Pytorch Profiler not profiling GPU on Windows

Hello everyone,

I’m new here, hopefully I write this in the correct way.

I’ve recently gotten to use PyTorch’s profiler but I can’t seem to see any activity on my GPU as far as the profiler is concerned. Currently I’m running the example as seen on this guide. The code runs no problem and compiles. I can see activity on my GPU and the CUDA graph in task manager (showing specifically the CUDA graph, I did my homework) is showing activity when I run the code so it clearly is not PyTorch nor CUDA my problem.

Here is the code I use to create the model and start the profiler:

def main():
    transform = T.Compose(
        [T.Resize(224),
         T.ToTensor(),
         T.Normalize((0.5, 0.5, 0.5), (0.5, 0.5, 0.5))])
    train_set = torchvision.datasets.CIFAR10(root='./data', train=True, download=True, transform=transform)
    train_loader = torch.utils.data.DataLoader(train_set, batch_size=32, shuffle=True, num_workers=4)

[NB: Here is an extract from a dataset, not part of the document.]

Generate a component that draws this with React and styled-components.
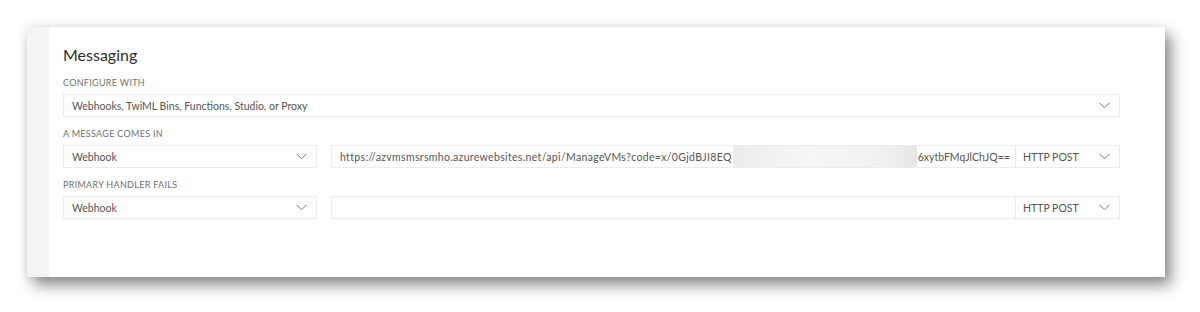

    device = torch.device("cuda:0")
    model = torchvision.models.resnet18(pretrained=True).to(device)
    criterion = torch.nn.CrossEntropyLoss().to(device)
    optimizer = torch.optim.SGD(model.parameters(), lr=0.001, momentum=0.9)
    model.train()

    def train(data):
        inputs, labels = data[0].to(device), data[1].to(device)
        outputs = model(inputs)
        loss = criterion(outputs, labels)
        optimizer.zero_grad()
        loss.backward()
        optimizer.step()

    with torch.profiler.profile(
            schedule=torch.profiler.schedule(wait=1, warmup=1, active=3),
            on_trace_ready=torch.profiler.tensorboard_trace_handler('./log/resnet18'),
            record_shapes=True,
            profile_memory=True,
            with_stack=True
    ) as prof:
        for step, batch_data in enumerate(train_loader):
            if step >= 200:  # tried increasing this because maybe it wasn't running long enough?
                break
            train(batch_data)
            prof.step()  # Need to call this at the end of each step to notify profiler of steps' boundary.


if __name__ == '__main__':
    main()

And yet when I open TensorBoard at the appropriate location I see only this:


And the GPU Kernel element is completely missing from the side bar as well.

I don’t understand what I am doing wrong in this case. Is this just a Windows problem or am I using the profiler incorrectly?

Thank you for your help!
ChowderII

5 Likes

Hi Chowderll, have you found the solution? I’m using Windows too and that’s the same problem with me. Just CPU and other, no GPU.

Same problem here. Am also on Windows and can’t see the GPU summary.

1 Like

Hello

I am using WIN10, and I can’t see any GPU Kernel option on tensorboard View list.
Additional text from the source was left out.